**Written instruction**
Copy the data that follows exactly. Include no pictures.

**Dataset section**

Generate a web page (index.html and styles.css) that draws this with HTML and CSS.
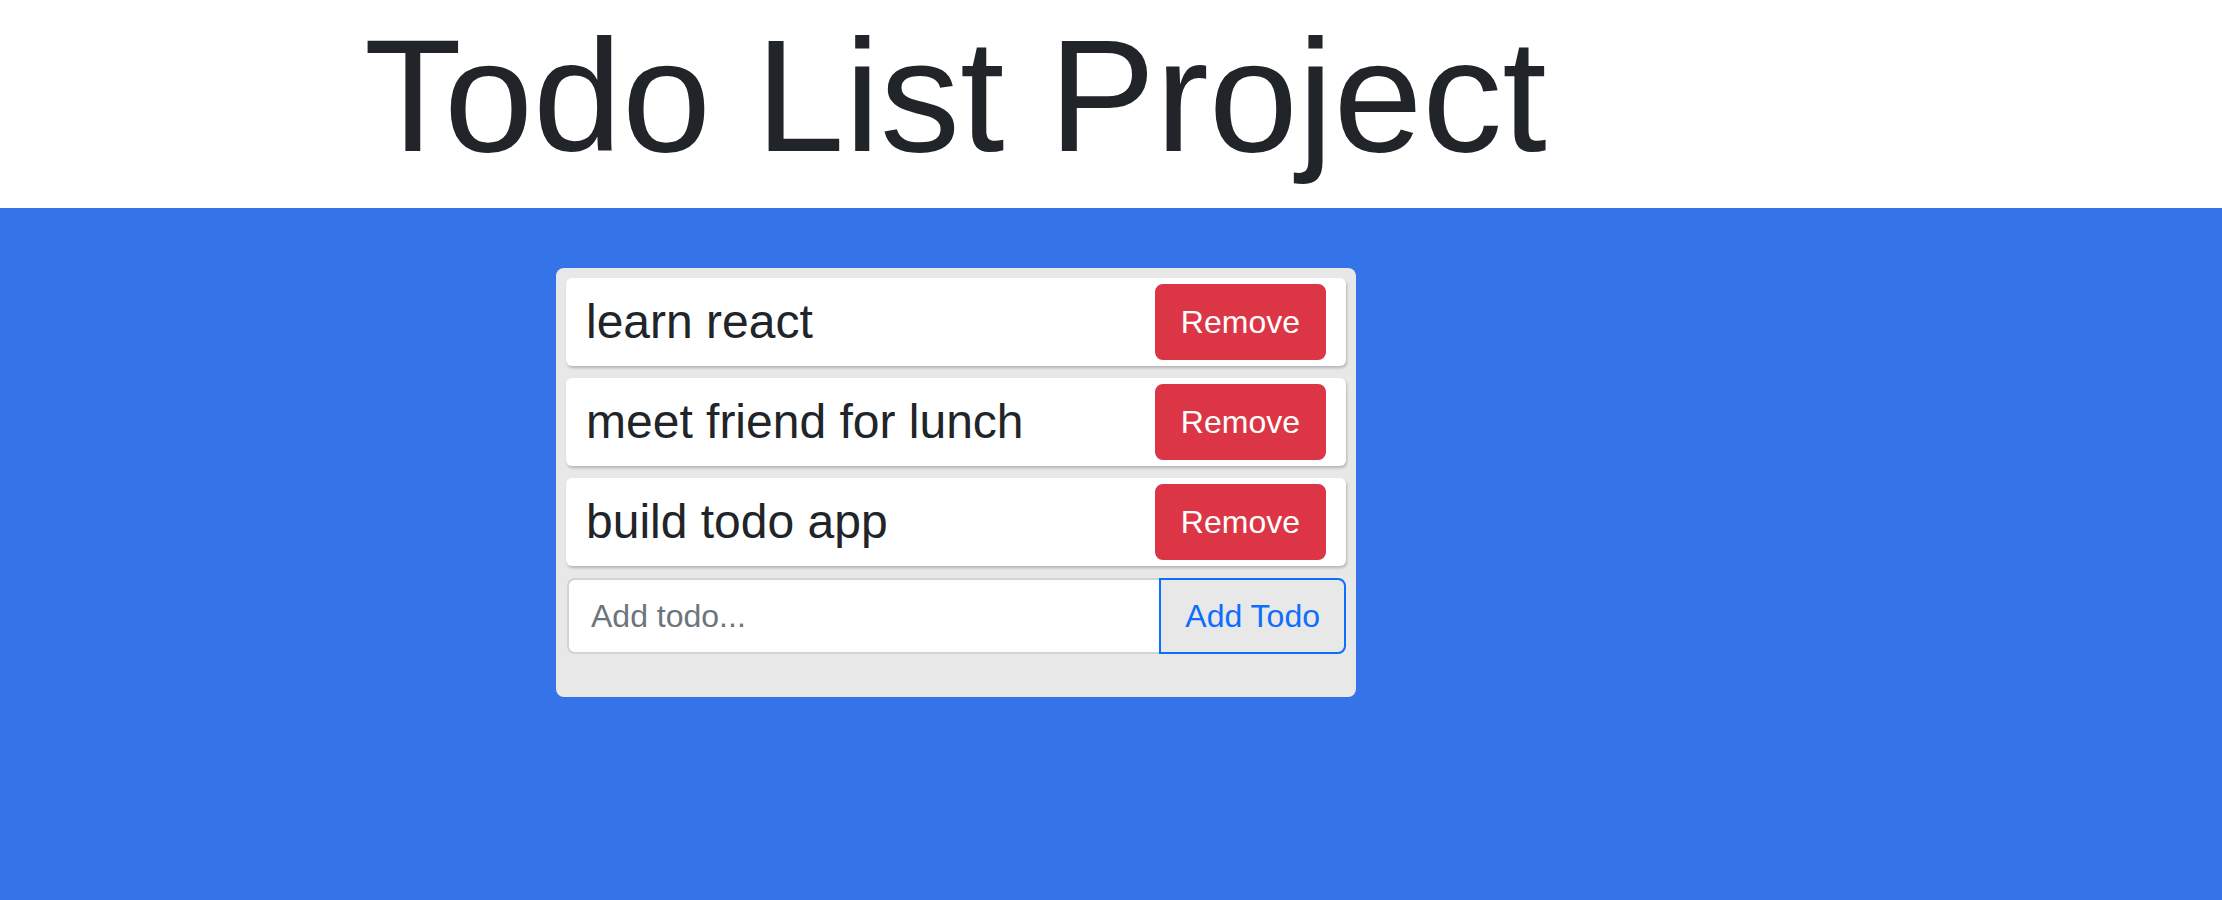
FILE: index.html
```html
<!DOCTYPE html>
<html lang="en">
<head>
<meta charset="utf-8">
<title>Todo List Project</title>
<link rel="stylesheet" href="styles.css">
</head>
<body>
<header class="header">
  <h1 class="title">Todo List Project</h1>
</header>
<main class="main">
  <section class="card">
    <div class="todo">
      <span class="todo-text">learn react</span>
      <button class="btn btn-danger">Remove</button>
    </div>
    <div class="todo">
      <span class="todo-text">meet friend for lunch</span>
      <button class="btn btn-danger">Remove</button>
    </div>
    <div class="todo">
      <span class="todo-text">build todo app</span>
      <button class="btn btn-danger">Remove</button>
    </div>
    <form class="add-form">
      <input class="add-input" type="text" placeholder="Add todo...">
      <button class="btn btn-outline" type="button">Add Todo</button>
    </form>
  </section>
</main>
</body>
</html>
```
FILE: styles.css
```css
* { box-sizing: border-box; }
html, body { margin: 0; padding: 0; }
body {
  font-family: "Liberation Sans", Arial, sans-serif;
  color: #212529;
  background: #3573e8;
  min-height: 900px;
}
.header {
  background: #ffffff;
  padding-left: 364px;
  padding-bottom: 16px;
}
.title {
  margin: 0;
  font-size: 160px;
  font-weight: 400;
  line-height: 192px;
  color: #212529;
}
.main {
  padding-top: 60px;
  padding-left: 556px;
}
.card {
  width: 800px;
  background: #e8e8e8;
  border-radius: 8px;
  padding: 10px 10px 43px 10px;
  display: flex;
  flex-direction: column;
  gap: 12px;
}
.todo {
  height: 88px;
  background: #ffffff;
  border-radius: 6px;
  box-shadow: 1px 2px 3px rgba(0, 0, 0, 0.22);
  display: flex;
  align-items: center;
  justify-content: space-between;
  padding: 0 20px 0 20px;
}
.todo-text {
  font-size: 48px;
  line-height: 72px;
  color: #212529;
}
.btn {
  font-family: "Liberation Sans", Arial, sans-serif;
  font-size: 32px;
  line-height: 48px;
  padding: 12px 24px;
  border: 2px solid transparent;
  border-radius: 8px;
  cursor: pointer;
}
.btn-danger {
  background: #dc3545;
  border-color: #dc3545;
  color: #ffffff;
}
.add-form {
  margin: 0 0 0 1px;
  display: flex;
}
.add-input {
  flex: 1;
  min-width: 0;
  height: 76px;
  font-family: "Liberation Sans", Arial, sans-serif;
  font-size: 32px;
  line-height: 48px;
  padding: 12px 22px;
  border: 2px solid #ced4da;
  border-right: none;
  border-radius: 8px 0 0 8px;
  background: #ffffff;
  color: #212529;
  outline: none;
}
.add-input::placeholder { color: #6c757d; }
.btn-outline {
  height: 76px;
  background: transparent;
  border-color: #0d6efd;
  color: #0d6efd;
  border-radius: 0 8px 8px 0;
  padding: 12px 24px;
}
```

**Result for this exercise**
Generate a web page (index.html and styles.css) that draws this with HTML and CSS.
FILE: index.html
```html
<!DOCTYPE html>
<html lang="en">
<head>
<meta charset="utf-8">
<title>Todo List Project</title>
<link rel="stylesheet" href="styles.css">
</head>
<body>
<header class="header">
  <h1 class="title">Todo List Project</h1>
</header>
<main class="main">
  <section class="card">
    <div class="todo">
      <span class="todo-text">learn react</span>
      <button class="btn btn-danger">Remove</button>
    </div>
    <div class="todo">
      <span class="todo-text">meet friend for lunch</span>
      <button class="btn btn-danger">Remove</button>
    </div>
    <div class="todo">
      <span class="todo-text">build todo app</span>
      <button class="btn btn-danger">Remove</button>
    </div>
    <form class="add-form">
      <input class="add-input" type="text" placeholder="Add todo...">
      <button class="btn btn-outline" type="button">Add Todo</button>
    </form>
  </section>
</main>
</body>
</html>
```
FILE: styles.css
```css
* { box-sizing: border-box; }
html, body { margin: 0; padding: 0; }
body {
  font-family: "Liberation Sans", Arial, sans-serif;
  color: #212529;
  background: #3573e8;
  min-height: 900px;
}
.header {
  background: #ffffff;
  padding-left: 364px;
  padding-bottom: 16px;
}
.title {
  margin: 0;
  font-size: 160px;
  font-weight: 400;
  line-height: 192px;
  color: #212529;
}
.main {
  padding-top: 60px;
  padding-left: 556px;
}
.card {
  width: 800px;
  background: #e8e8e8;
  border-radius: 8px;
  padding: 10px 10px 43px 10px;
  display: flex;
  flex-direction: column;
  gap: 12px;
}
.todo {
  height: 88px;
  background: #ffffff;
  border-radius: 6px;
  box-shadow: 1px 2px 3px rgba(0, 0, 0, 0.22);
  display: flex;
  align-items: center;
  justify-content: space-between;
  padding: 0 20px 0 20px;
}
.todo-text {
  font-size: 48px;
  line-height: 72px;
  color: #212529;
}
.btn {
  font-family: "Liberation Sans", Arial, sans-serif;
  font-size: 32px;
  line-height: 48px;
  padding: 12px 24px;
  border: 2px solid transparent;
  border-radius: 8px;
  cursor: pointer;
}
.btn-danger {
  background: #dc3545;
  border-color: #dc3545;
  color: #ffffff;
}
.add-form {
  margin: 0 0 0 1px;
  display: flex;
}
.add-input {
  flex: 1;
  min-width: 0;
  height: 76px;
  font-family: "Liberation Sans", Arial, sans-serif;
  font-size: 32px;
  line-height: 48px;
  padding: 12px 22px;
  border: 2px solid #ced4da;
  border-right: none;
  border-radius: 8px 0 0 8px;
  background: #ffffff;
  color: #212529;
  outline: none;
}
.add-input::placeholder { color: #6c757d; }
.btn-outline {
  height: 76px;
  background: transparent;
  border-color: #0d6efd;
  color: #0d6efd;
  border-radius: 0 8px 8px 0;
  padding: 12px 24px;
}
```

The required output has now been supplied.